[Entries shown]:

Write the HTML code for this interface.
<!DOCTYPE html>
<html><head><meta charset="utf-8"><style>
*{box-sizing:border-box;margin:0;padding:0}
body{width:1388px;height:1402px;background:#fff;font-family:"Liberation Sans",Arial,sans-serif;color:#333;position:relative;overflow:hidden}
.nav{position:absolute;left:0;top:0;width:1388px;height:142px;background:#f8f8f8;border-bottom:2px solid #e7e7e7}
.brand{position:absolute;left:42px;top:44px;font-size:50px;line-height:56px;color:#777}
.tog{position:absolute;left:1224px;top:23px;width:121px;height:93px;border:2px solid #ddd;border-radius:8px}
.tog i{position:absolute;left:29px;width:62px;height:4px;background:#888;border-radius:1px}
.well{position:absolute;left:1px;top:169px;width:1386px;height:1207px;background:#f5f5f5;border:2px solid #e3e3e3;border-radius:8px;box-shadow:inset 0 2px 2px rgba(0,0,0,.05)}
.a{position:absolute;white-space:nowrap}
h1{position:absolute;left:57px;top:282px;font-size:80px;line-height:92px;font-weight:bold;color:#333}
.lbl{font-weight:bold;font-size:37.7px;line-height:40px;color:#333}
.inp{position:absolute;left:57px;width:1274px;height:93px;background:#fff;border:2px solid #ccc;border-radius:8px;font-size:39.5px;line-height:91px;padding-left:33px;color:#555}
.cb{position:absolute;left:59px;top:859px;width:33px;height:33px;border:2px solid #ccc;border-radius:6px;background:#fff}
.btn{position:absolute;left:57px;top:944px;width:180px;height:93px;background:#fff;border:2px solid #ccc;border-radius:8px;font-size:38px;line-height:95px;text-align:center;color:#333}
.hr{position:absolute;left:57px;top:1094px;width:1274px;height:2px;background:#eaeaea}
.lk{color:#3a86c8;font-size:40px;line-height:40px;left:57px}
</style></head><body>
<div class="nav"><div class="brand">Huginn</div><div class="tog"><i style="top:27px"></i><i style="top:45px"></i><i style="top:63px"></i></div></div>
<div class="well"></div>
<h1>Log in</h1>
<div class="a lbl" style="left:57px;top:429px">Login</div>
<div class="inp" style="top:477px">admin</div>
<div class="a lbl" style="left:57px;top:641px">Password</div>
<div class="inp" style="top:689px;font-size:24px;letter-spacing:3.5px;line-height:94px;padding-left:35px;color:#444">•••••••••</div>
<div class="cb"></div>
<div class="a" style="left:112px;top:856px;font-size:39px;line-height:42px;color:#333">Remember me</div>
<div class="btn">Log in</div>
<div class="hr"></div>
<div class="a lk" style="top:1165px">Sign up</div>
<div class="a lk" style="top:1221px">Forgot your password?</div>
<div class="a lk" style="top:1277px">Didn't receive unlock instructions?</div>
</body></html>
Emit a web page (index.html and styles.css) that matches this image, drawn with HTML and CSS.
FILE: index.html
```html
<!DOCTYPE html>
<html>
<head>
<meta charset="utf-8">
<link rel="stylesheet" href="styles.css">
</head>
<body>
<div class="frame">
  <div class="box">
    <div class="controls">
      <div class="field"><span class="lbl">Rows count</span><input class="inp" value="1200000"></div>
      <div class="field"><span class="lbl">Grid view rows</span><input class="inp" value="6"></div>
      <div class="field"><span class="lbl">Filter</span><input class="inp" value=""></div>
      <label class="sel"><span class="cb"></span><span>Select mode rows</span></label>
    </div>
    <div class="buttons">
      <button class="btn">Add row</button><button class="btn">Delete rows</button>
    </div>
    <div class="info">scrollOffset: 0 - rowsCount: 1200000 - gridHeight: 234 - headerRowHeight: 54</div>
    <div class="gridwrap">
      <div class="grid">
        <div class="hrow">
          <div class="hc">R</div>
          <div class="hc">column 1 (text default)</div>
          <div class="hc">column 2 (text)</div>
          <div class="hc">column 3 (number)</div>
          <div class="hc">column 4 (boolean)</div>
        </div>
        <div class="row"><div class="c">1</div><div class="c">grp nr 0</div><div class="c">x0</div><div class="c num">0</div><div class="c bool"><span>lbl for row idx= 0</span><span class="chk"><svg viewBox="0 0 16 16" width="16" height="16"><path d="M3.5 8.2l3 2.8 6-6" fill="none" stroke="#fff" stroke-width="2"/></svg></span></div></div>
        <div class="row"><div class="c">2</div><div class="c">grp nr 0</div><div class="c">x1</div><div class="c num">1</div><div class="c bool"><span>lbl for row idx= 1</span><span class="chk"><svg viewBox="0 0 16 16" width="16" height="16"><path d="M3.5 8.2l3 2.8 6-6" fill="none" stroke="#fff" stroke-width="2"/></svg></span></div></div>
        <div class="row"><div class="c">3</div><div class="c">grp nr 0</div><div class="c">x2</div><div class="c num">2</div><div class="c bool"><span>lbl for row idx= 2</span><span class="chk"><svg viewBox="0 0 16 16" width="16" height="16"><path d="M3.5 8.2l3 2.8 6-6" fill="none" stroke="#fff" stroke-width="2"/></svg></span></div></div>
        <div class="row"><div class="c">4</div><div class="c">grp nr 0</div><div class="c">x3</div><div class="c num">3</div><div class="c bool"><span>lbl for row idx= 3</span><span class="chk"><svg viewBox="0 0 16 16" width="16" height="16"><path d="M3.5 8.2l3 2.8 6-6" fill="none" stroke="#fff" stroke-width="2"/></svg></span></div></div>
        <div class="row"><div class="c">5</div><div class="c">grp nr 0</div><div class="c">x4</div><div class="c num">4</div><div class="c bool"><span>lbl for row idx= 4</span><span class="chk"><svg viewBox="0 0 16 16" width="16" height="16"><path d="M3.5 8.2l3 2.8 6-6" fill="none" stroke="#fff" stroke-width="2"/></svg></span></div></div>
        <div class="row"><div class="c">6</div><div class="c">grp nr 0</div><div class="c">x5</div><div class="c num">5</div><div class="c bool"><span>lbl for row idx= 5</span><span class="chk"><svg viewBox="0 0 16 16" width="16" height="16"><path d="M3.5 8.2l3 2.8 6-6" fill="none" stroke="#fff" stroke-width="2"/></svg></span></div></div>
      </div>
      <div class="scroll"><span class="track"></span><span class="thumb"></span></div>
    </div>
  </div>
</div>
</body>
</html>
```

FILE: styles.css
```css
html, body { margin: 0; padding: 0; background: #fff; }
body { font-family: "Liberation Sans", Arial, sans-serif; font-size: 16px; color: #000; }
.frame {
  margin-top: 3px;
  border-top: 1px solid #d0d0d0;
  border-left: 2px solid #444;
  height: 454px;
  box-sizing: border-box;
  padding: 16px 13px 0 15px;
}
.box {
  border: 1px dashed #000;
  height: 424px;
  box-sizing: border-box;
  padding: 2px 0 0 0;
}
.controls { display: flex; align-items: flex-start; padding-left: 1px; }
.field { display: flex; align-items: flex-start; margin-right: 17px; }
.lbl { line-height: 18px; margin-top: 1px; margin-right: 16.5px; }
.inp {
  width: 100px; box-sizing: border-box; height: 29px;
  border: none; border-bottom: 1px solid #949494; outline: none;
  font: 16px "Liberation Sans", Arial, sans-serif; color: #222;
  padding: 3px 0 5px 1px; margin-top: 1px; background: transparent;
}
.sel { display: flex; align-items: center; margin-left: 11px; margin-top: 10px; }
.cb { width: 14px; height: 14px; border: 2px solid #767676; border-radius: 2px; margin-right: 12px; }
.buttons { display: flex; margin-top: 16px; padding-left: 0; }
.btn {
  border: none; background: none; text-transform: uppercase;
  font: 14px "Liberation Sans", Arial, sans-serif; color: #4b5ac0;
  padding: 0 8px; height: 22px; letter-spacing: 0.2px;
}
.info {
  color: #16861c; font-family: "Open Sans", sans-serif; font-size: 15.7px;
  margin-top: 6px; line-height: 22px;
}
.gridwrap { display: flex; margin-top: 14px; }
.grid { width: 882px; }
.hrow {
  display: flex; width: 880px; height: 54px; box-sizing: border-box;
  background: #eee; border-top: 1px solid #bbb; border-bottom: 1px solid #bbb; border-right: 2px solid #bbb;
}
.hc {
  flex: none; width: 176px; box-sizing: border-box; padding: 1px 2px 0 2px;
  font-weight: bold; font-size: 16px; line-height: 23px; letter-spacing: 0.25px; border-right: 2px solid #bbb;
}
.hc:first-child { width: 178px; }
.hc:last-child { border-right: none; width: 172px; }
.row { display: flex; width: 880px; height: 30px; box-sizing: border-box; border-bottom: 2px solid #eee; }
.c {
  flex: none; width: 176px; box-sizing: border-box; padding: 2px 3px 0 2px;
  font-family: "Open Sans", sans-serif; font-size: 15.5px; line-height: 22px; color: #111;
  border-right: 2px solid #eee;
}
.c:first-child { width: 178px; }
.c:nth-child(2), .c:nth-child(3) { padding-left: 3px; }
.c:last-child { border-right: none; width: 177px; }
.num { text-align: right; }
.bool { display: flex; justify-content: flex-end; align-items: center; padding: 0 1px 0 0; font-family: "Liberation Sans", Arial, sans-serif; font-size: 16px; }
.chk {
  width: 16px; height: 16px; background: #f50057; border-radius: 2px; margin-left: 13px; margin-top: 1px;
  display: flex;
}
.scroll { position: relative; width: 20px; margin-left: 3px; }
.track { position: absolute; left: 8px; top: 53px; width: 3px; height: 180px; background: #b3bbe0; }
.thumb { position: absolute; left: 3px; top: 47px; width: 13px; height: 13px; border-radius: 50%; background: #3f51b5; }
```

[Exercise prompt]: Where a line of the records above holds the word "this", copy that line.

[Full solution]:
Write the HTML code for this interface.
Emit a web page (index.html and styles.css) that matches this image, drawn with HTML and CSS.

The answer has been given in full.